How to Get Rid of Awkward Bible Passages: An Eight Step Guide

If you’re going to be a widely-read Bible teacher, you have to have a few tricks up your sleeve. It won’t be long before the people you’re teaching realise, with or without your help, that there are some biblical passages they don’t like very much. What will you do with them? The question keeps many of us awake at night. If you teach them as they are, then not only will people not like the Bible, but they won’t like you. But if you are to get rid of them somehow, then you will need some clever hermeneutical sleight of hand. It is for that purpose that I present the following eight-step guide to making awkward Bible passages go away.

1. Introduce the text as a Difficult Passage (capital letters are the new scare quotes). This will immediately set your readers on high alert; after all, who wants Difficult Passages in their Bibles?

2. Populate your discussion with as many synonyms for “difficult” as you can: debated, disputed, confusing, controversial, awkward, challenging, obscure, demanding, etc.

3. Mention a really, really stupid interpretation that some oddball in church history has come up with. For those who don’t know about the fallacy of the excluded middle, this will make it seem that the only two options are the really stupid view and your view. Never, ever, mention a nuanced presentation of the view you don’t like by a credible scholar. This is fatal.

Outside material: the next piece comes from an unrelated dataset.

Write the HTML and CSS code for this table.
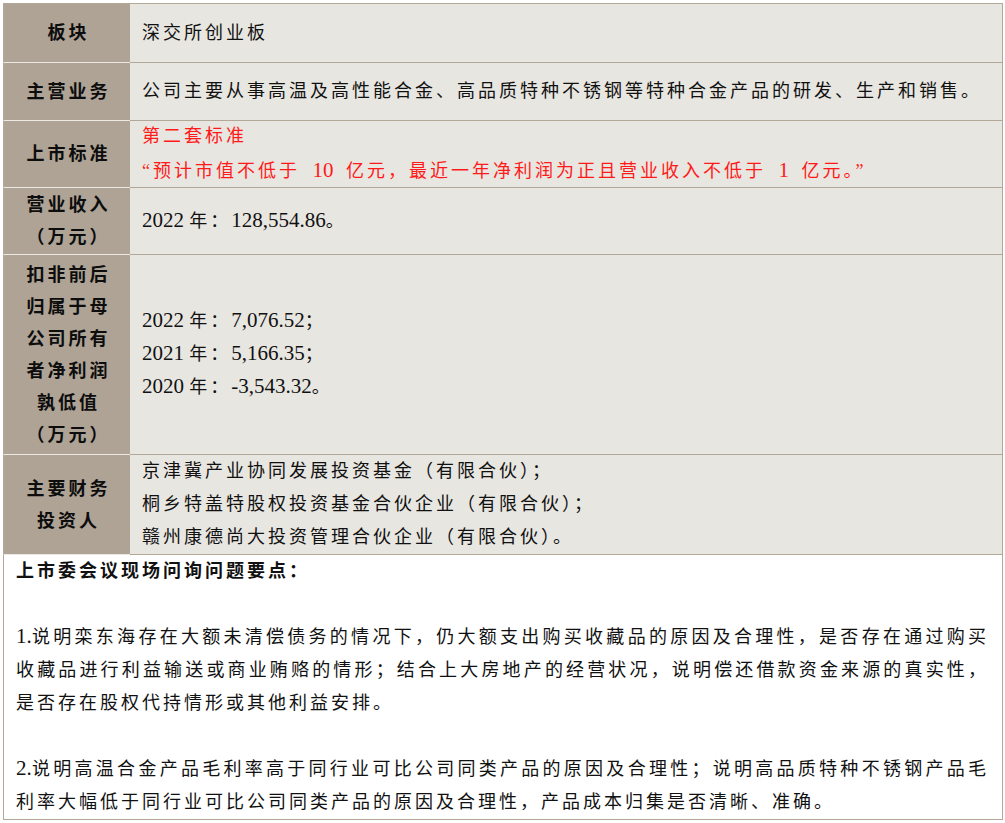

4. Transition quickly to explain what you want the text to mean, preferably using language like “A more probable view is ...” or “More likely, we should ...” Your reader will breathe a sigh of relief that the text doesn’t mean what it says.

5. Make it clear that the author of the text isn’t oppressive, abusive or incompetent. Some readers will immediately assume that all alternatives to your view are somehow oppressive, abusive or incompetent.

6. Quote the maxim that “clear passages interpret unclear ones”, which is the standard euphemism for “other texts can drown out this one, if you bring enough of them into play”.

7. Mention an obscure bit of background information, ideally one for which there is scant evidence, that appears to support your interpretation. Fortunately, when people want to believe what you’re saying, they don’t check things like this with primary (or even secondary) sources.

8. Conclude your discussion with a confident wave of the hand: “For all the debate that surrounds this passage, the main thing we must remember is ...”

That ought to sort out any problems you might have. If it doesn’t, just mention head coverings. Good luck!